For those of you that run slow death, this hook is a vast improvement over the Mustad hook. The crawler spins better, the worm is easier to thread onto the hook and stays in place better when fished thanks to a barb on the shaft, and the hook is sharper and keeps it's edge longer.

Posted

Good to know. Thanks for the info!

 

I'll have to check them out.

 

Slow Death trolling is one of my favorite presentations for eyes.

Posted

thanks for the info doubleheader !!! thats what i hear,i have not tried them but i have had success with the mustad,but yes the worm will slip on them and i was looking at the new trokkar and now i will buy some and try them for sure !!!! tight-lines....

Posted

Is this hook actually called the Eagle Claw TroKar Re-Volve Rotational Hook? I would think that Mustad would have a patent on the Slow Death name. Want to make sure I'm buy the right one. ;) Thanks for the tip!

Posted

 

Is this hook actually called the Eagle Claw TroKar Re-Volve Rotational Hook? I would think that Mustad would have a patent on the Slow Death name. Want to make sure I'm buy the right one. ;) Thanks for the tip!

That's the one. I like the Size 2. They aren't cheap but they last 2x.

Posted

Interesting how this presentation has evolved. Many people now fish them quite a bit with small (3mm) plastic beads for color as well as with beads and smile blades for extra flash. If you want a little bit of wiggle you can manipulate the smile blade to achieve the desired action. A couple beads on a hook seems to be an ideal early season alternative, then as the water warms you can speed up and get reaction bites using plastics on slow death. We did very well last year on the Mad River plastic worms in pink on a slow death hook. It's a small profile poured worm and it spins well.

Posted

Do you guys fish these like you would a harness?
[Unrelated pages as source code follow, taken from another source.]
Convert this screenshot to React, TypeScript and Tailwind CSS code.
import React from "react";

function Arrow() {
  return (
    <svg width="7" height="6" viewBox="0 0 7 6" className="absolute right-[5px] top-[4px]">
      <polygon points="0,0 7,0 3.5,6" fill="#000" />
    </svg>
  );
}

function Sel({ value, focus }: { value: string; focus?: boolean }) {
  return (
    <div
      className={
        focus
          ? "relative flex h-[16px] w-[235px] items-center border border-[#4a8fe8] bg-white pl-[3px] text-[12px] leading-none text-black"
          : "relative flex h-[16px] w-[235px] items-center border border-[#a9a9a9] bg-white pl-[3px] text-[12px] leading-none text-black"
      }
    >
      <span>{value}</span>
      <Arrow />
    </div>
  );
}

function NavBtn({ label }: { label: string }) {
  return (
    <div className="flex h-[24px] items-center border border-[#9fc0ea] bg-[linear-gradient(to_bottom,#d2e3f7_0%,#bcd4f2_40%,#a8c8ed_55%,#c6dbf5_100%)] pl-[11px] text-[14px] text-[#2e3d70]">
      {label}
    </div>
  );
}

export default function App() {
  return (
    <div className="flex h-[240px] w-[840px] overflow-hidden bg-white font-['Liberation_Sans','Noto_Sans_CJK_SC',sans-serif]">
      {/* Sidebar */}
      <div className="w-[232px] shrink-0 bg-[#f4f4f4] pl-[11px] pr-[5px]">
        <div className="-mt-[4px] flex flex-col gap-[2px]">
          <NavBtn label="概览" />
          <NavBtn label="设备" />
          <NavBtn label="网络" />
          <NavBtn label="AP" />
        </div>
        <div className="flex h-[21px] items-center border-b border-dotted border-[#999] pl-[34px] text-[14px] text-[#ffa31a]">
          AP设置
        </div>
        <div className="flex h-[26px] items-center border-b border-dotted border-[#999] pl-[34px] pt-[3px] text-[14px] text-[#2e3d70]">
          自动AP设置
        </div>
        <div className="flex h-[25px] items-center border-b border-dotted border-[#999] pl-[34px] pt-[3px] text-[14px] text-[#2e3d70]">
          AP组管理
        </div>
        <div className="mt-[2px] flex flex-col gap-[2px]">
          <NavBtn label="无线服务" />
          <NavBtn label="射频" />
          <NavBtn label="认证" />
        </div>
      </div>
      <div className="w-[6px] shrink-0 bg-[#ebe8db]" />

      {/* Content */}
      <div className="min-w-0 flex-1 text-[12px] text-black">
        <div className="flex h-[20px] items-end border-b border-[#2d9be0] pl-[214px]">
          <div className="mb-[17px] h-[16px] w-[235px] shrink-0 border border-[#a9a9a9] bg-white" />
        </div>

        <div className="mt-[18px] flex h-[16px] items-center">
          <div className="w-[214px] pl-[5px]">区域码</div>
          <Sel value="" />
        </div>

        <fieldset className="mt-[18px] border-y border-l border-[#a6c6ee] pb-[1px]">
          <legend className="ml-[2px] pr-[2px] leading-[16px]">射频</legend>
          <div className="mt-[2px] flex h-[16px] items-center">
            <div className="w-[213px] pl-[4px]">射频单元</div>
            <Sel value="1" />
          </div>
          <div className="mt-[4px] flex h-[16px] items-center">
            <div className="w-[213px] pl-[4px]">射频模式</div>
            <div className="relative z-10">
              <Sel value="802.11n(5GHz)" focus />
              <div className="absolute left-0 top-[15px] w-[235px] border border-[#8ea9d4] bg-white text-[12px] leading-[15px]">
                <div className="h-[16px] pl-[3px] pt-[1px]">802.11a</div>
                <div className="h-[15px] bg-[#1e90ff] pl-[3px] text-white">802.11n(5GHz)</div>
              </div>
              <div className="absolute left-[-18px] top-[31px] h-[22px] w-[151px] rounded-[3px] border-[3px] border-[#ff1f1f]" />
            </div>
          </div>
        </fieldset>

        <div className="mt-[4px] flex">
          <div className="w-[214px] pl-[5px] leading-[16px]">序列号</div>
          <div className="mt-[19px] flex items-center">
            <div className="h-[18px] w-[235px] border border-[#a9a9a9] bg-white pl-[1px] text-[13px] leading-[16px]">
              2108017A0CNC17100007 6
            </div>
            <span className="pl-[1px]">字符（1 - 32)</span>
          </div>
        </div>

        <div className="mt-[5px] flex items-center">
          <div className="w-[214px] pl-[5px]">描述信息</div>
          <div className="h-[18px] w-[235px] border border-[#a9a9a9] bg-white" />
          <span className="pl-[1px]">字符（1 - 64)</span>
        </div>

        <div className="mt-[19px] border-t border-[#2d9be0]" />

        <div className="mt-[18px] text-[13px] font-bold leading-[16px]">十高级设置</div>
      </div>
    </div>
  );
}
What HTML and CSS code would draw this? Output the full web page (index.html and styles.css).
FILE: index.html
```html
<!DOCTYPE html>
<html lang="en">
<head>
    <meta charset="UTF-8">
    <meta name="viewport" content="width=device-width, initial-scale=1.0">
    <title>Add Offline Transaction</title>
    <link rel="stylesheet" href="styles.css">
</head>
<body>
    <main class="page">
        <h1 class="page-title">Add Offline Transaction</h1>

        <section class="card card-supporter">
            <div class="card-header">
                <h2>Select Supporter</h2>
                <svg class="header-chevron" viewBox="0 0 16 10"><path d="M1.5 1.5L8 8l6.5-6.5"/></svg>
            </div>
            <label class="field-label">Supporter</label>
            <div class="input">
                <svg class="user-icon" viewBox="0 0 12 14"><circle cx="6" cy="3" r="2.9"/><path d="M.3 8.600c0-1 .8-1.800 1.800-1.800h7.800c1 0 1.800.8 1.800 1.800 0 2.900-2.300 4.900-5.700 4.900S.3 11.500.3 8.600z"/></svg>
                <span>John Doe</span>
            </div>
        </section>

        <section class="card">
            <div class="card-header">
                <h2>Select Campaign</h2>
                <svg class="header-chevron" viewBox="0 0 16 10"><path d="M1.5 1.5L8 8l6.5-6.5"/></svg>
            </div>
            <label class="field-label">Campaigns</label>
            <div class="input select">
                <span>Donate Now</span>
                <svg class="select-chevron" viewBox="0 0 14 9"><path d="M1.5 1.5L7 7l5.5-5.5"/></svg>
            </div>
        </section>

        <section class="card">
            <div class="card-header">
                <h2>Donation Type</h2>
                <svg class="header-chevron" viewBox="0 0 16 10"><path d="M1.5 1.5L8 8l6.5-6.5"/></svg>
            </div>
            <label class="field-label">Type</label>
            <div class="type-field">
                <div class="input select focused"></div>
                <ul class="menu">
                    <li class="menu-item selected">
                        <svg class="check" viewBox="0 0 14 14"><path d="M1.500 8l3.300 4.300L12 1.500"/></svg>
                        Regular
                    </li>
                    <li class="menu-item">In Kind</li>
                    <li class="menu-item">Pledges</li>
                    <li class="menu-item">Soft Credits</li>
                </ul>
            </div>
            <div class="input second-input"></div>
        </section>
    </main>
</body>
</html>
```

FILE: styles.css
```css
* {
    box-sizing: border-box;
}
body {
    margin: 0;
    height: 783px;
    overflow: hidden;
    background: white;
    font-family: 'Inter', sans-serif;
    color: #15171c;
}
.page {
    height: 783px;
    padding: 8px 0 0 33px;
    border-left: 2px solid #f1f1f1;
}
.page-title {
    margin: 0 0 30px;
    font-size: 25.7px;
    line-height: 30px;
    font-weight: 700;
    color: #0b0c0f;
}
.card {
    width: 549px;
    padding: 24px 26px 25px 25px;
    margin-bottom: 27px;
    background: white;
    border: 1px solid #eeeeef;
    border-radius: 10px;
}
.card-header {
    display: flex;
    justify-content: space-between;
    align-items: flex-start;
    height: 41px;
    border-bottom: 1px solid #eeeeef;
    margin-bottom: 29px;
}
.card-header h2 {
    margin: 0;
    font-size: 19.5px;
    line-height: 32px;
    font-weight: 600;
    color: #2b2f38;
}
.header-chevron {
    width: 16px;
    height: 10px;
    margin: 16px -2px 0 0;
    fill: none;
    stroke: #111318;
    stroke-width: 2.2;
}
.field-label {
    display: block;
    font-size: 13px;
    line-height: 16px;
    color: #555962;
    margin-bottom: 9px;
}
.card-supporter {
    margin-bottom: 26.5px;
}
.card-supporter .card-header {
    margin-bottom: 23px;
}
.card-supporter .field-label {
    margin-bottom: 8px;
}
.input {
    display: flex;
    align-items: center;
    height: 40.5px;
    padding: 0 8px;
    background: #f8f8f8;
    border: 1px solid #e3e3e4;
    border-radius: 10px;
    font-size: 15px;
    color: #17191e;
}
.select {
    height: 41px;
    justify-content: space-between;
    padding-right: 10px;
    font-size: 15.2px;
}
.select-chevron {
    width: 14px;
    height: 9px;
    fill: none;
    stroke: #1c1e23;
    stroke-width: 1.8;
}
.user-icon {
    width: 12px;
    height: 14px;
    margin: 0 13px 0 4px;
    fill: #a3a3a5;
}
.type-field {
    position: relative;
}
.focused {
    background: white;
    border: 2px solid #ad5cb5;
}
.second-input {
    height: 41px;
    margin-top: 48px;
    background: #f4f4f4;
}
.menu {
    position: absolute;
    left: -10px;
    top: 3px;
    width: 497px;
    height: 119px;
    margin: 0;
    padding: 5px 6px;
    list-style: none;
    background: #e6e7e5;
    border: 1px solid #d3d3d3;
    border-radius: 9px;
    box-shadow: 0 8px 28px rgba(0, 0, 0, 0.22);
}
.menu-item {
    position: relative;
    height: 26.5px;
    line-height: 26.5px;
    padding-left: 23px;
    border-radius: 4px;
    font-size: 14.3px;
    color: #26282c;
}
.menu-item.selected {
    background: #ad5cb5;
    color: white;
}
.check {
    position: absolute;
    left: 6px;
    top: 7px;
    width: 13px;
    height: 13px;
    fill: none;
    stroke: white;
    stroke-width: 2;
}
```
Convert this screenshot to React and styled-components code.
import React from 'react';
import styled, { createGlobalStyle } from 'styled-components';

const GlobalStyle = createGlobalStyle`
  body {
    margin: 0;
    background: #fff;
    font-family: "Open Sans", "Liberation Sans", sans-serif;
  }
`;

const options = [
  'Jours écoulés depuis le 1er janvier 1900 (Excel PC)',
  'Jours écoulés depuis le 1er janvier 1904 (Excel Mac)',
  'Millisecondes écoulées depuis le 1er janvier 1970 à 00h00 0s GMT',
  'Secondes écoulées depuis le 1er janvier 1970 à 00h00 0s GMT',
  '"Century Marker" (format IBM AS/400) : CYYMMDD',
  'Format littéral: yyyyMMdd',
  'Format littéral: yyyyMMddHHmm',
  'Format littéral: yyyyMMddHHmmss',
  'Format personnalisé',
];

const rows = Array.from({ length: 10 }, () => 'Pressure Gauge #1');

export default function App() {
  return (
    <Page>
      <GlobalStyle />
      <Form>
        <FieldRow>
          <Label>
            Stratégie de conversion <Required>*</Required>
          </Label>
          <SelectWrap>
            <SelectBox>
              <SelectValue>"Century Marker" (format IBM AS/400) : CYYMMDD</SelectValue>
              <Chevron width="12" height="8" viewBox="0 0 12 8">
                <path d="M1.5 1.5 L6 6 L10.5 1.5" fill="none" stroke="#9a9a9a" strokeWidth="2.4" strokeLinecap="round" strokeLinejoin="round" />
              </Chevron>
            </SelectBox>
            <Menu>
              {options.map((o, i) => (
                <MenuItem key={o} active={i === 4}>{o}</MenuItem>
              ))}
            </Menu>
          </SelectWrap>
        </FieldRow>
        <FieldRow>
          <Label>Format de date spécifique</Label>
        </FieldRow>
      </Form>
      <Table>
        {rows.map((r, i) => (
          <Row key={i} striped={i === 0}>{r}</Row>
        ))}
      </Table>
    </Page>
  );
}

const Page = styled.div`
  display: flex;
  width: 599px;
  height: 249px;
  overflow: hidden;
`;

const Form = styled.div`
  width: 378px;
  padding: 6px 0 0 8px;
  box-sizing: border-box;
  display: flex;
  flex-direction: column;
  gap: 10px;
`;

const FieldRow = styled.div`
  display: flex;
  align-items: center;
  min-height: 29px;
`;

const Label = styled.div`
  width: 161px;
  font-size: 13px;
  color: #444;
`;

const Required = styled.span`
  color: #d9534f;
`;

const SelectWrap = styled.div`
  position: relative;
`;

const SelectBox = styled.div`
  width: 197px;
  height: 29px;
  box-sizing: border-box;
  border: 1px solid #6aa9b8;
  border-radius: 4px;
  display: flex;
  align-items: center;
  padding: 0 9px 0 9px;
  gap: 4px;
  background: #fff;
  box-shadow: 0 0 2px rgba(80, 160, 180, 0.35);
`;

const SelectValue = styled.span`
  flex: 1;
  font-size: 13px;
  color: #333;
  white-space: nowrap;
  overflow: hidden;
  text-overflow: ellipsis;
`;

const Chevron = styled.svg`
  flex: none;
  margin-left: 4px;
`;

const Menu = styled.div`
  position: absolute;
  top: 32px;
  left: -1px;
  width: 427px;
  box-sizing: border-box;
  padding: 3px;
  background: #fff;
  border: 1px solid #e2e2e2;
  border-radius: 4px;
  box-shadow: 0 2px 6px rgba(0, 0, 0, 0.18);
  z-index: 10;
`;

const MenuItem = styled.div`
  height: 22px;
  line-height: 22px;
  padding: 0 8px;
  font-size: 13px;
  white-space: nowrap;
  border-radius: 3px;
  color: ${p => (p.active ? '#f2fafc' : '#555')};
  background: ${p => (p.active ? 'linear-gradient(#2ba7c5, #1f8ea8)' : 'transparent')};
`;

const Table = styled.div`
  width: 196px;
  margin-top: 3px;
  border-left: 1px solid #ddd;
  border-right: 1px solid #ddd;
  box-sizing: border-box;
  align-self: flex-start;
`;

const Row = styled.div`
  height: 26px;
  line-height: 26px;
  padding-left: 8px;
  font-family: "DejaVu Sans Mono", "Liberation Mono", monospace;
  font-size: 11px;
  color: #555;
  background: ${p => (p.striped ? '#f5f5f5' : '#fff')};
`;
I haven't tried slow death for walleyes, but something tells me I should.

Posted

Do you guys fish these like you would a harness? I haven't tried slow death for walleyes, but something tells me I should.

Typically you're going a little slow, like .5-.9 mph. But yes, most run them off bottom bouncers. Because they are almost buoyancy neutral you can run longer leaders and go pretty slow. Best time IMHO is before the eyes are really willing to chase down something going faster, but like I said, the whole presentation is evolving from where it started as a below a dam immitation of a wounded baitfish moving downstream in a death spiral to something that is fairly akin to a harness presentation. In our lake it has worked very well, and we seem to get better than average fish with this technique vs harnesses.

Posted

They work deadly. We couldn't get them Today on harnesses, so slowed down and hammered 'em on slow death. .5-1 mph. They were smacking it!

 

S.

Posted

Interesting how this presentation has evolved. Many people now fish them quite a bit with small (3mm) plastic beads for color as well as with beads and smile blades for extra flash. If you want a little bit of wiggle you can manipulate the smile blade to achieve the desired action. A couple beads on a hook seems to be an ideal early season alternative, then as the water warms you can speed up and get reaction bites using plastics on slow death. We did very well last year on the Mad River plastic worms in pink on a slow death hook. It's a small profile poured worm and it spins well.

 

That is the deadly combo the pink Mad River worms....anyone fishing LOTW is missing fish not fishing this setup.

 

Slow death is a day saver epecially late summer early fall period with alot of changing weather.

 

As far as the worm falling down I find if I leave a 1/4" tag end in the knot and slide the worm up over that it acts as a good keeper.